No one wants to condemn our youngest students to years of trying (and often failing) to memorize lists of words week after week. The wonderful truth is that every irregular word and every word that doesn’t make sense is a invitation to deepen our understanding of our language. There’s no better way to launch children into literacy than allowing them to understand how those puzzling words actually do make sense, by framing instruction in the real context of structures and relationships from the very beginning. 

1 Venezky, Richard L.“English Orthography: Its Graphical Structure and Its Relation to Sound,” Reading Research Quarterly, Vol 2, No. 3 (Spring 1967) pp. 75-105

2 You may want to take a look at <fasten & hasten>, <enormous> & <presidential presidents>.
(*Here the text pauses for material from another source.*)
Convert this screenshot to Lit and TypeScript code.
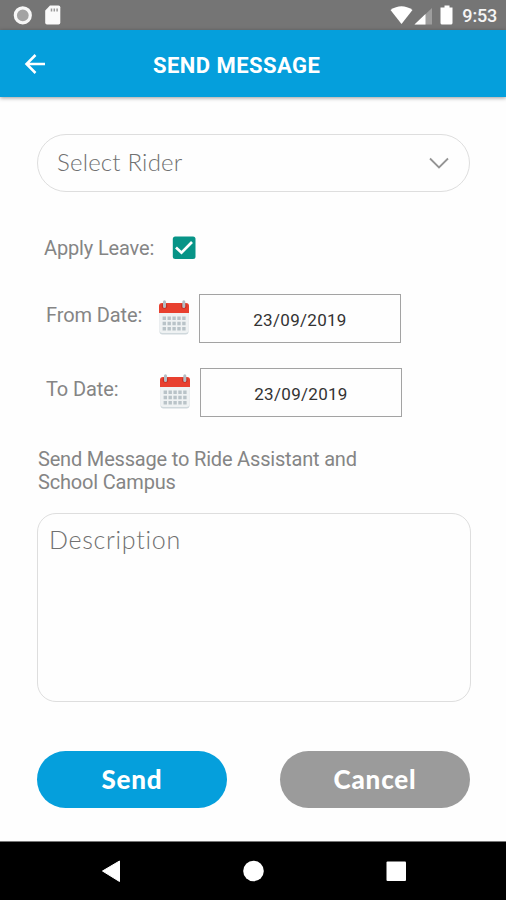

3See information on <hamlet> at
And an update: when I published this essay a few hours ago, I including the word <bracelet> as an example of a word that has an <let> suffix. But I didn’t look it up first. It started nagging at me, and when I just checked, I discovered that <bracelet> probably does not include a suffix <let>. Both <let> and <et> are diminutive suffixes, but I needed to look at the history before I could be confident which one seemed more likely, and I didn’t do that. And I thought I had looked at <hamlet> carefully, but I didn’t. As I reflect, I don’t think I”m comfortable listing either <hamlet> or <bracelet> as words that have <et> or <let> suffixes in present day English, at least not without some more investigation. This is a great example of why etymology matters; it’s a critical research tool to help us understand the morphology of present day words. And it’s also a great example of a couple of things that I’ve learned from my friend Pete Bowers—that juicy mistakes often teach us so much and that it’s never a problem NOT to analyze a word as deeply as we can, but that we do want to avoid false analysis.  I’ve updated this essay and the pdf to something that (I think!) is justified by the evidence I’ve had time to look over.